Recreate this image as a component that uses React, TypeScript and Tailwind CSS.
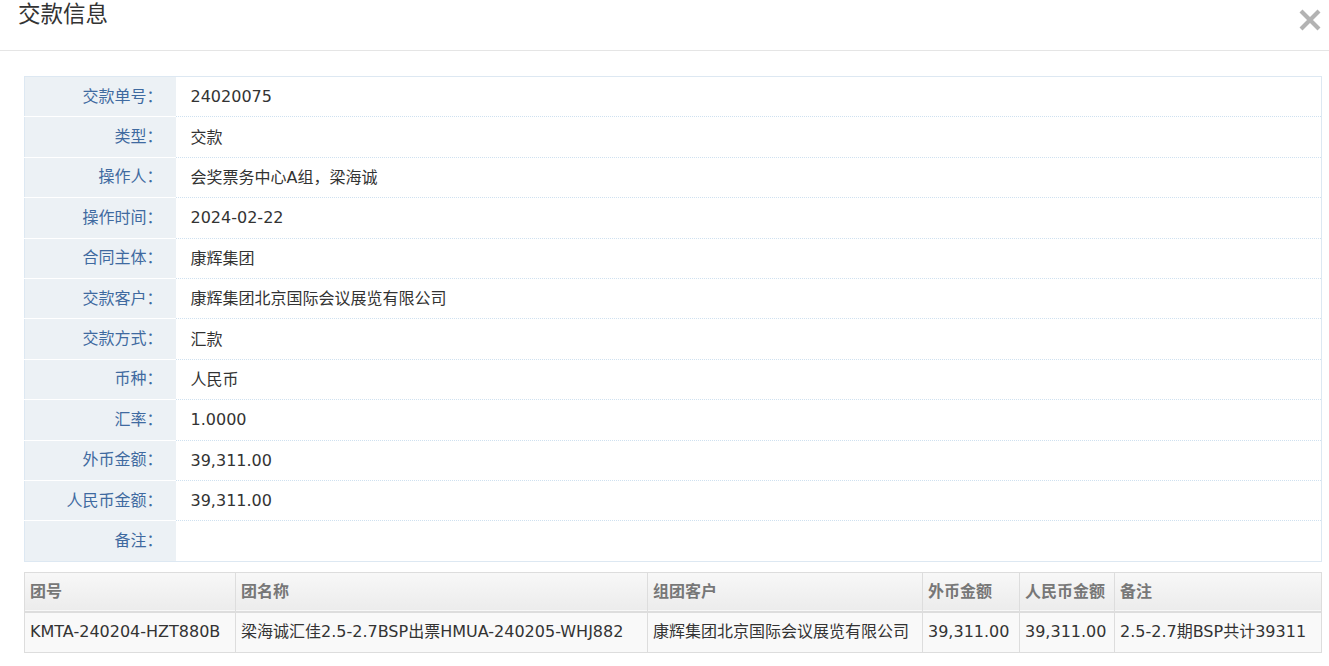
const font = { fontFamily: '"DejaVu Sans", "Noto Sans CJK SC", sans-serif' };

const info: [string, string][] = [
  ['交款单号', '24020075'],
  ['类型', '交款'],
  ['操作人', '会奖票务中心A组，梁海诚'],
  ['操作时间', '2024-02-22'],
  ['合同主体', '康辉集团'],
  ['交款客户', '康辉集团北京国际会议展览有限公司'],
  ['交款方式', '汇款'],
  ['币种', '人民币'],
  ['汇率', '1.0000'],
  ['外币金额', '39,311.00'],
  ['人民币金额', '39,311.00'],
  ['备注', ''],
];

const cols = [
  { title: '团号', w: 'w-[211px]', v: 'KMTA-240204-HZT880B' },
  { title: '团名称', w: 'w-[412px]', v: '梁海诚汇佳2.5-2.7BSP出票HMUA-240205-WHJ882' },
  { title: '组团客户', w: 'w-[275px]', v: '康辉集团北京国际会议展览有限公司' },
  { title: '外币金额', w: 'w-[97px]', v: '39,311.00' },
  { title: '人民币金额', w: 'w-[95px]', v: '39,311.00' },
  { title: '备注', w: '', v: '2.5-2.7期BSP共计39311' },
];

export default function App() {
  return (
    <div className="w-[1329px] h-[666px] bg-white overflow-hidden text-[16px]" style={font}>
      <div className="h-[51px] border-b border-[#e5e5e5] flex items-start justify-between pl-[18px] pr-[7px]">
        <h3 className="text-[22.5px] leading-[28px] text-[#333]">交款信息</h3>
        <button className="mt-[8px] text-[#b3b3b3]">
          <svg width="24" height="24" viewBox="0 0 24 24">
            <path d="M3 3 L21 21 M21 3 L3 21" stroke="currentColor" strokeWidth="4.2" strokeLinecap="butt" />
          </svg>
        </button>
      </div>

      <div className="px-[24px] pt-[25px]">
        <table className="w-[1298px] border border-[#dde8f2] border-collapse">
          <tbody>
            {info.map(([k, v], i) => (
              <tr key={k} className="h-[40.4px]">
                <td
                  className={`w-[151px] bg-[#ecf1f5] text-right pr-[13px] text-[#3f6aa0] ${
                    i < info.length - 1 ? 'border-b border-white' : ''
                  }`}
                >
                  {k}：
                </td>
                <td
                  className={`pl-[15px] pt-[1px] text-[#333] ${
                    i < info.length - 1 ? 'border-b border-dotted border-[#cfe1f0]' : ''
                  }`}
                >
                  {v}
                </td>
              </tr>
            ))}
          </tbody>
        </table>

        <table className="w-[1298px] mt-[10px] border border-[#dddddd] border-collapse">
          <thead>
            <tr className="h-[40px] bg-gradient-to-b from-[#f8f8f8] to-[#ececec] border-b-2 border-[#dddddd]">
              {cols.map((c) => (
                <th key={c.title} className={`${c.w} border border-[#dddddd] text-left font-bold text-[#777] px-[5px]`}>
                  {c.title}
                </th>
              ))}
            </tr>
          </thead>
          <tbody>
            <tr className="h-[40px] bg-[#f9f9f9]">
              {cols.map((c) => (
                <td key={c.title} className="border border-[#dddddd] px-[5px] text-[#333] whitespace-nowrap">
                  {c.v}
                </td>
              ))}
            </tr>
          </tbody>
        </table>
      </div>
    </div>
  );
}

**PROBLEM TO SOLVE**
Make an exact copy of the listing above. Do not include the pictures.

**WRITTEN RESPONSE**
Recreate this image as a component that uses React, TypeScript and Tailwind CSS.
const font = { fontFamily: '"DejaVu Sans", "Noto Sans CJK SC", sans-serif' };

const info: [string, string][] = [
  ['交款单号', '24020075'],
  ['类型', '交款'],
  ['操作人', '会奖票务中心A组，梁海诚'],
  ['操作时间', '2024-02-22'],
  ['合同主体', '康辉集团'],
  ['交款客户', '康辉集团北京国际会议展览有限公司'],
  ['交款方式', '汇款'],
  ['币种', '人民币'],
  ['汇率', '1.0000'],
  ['外币金额', '39,311.00'],
  ['人民币金额', '39,311.00'],
  ['备注', ''],
];

const cols = [
  { title: '团号', w: 'w-[211px]', v: 'KMTA-240204-HZT880B' },
  { title: '团名称', w: 'w-[412px]', v: '梁海诚汇佳2.5-2.7BSP出票HMUA-240205-WHJ882' },
  { title: '组团客户', w: 'w-[275px]', v: '康辉集团北京国际会议展览有限公司' },
  { title: '外币金额', w: 'w-[97px]', v: '39,311.00' },
  { title: '人民币金额', w: 'w-[95px]', v: '39,311.00' },
  { title: '备注', w: '', v: '2.5-2.7期BSP共计39311' },
];

export default function App() {
  return (
    <div className="w-[1329px] h-[666px] bg-white overflow-hidden text-[16px]" style={font}>
      <div className="h-[51px] border-b border-[#e5e5e5] flex items-start justify-between pl-[18px] pr-[7px]">
        <h3 className="text-[22.5px] leading-[28px] text-[#333]">交款信息</h3>
        <button className="mt-[8px] text-[#b3b3b3]">
          <svg width="24" height="24" viewBox="0 0 24 24">
            <path d="M3 3 L21 21 M21 3 L3 21" stroke="currentColor" strokeWidth="4.2" strokeLinecap="butt" />
          </svg>
        </button>
      </div>

      <div className="px-[24px] pt-[25px]">
        <table className="w-[1298px] border border-[#dde8f2] border-collapse">
          <tbody>
            {info.map(([k, v], i) => (
              <tr key={k} className="h-[40.4px]">
                <td
                  className={`w-[151px] bg-[#ecf1f5] text-right pr-[13px] text-[#3f6aa0] ${
                    i < info.length - 1 ? 'border-b border-white' : ''
                  }`}
                >
                  {k}：
                </td>
                <td
                  className={`pl-[15px] pt-[1px] text-[#333] ${
                    i < info.length - 1 ? 'border-b border-dotted border-[#cfe1f0]' : ''
                  }`}
                >
                  {v}
                </td>
              </tr>
            ))}
          </tbody>
        </table>

        <table className="w-[1298px] mt-[10px] border border-[#dddddd] border-collapse">
          <thead>
            <tr className="h-[40px] bg-gradient-to-b from-[#f8f8f8] to-[#ececec] border-b-2 border-[#dddddd]">
              {cols.map((c) => (
                <th key={c.title} className={`${c.w} border border-[#dddddd] text-left font-bold text-[#777] px-[5px]`}>
                  {c.title}
                </th>
              ))}
            </tr>
          </thead>
          <tbody>
            <tr className="h-[40px] bg-[#f9f9f9]">
              {cols.map((c) => (
                <td key={c.title} className="border border-[#dddddd] px-[5px] text-[#333] whitespace-nowrap">
                  {c.v}
                </td>
              ))}
            </tr>
          </tbody>
        </table>
      </div>
    </div>
  );
}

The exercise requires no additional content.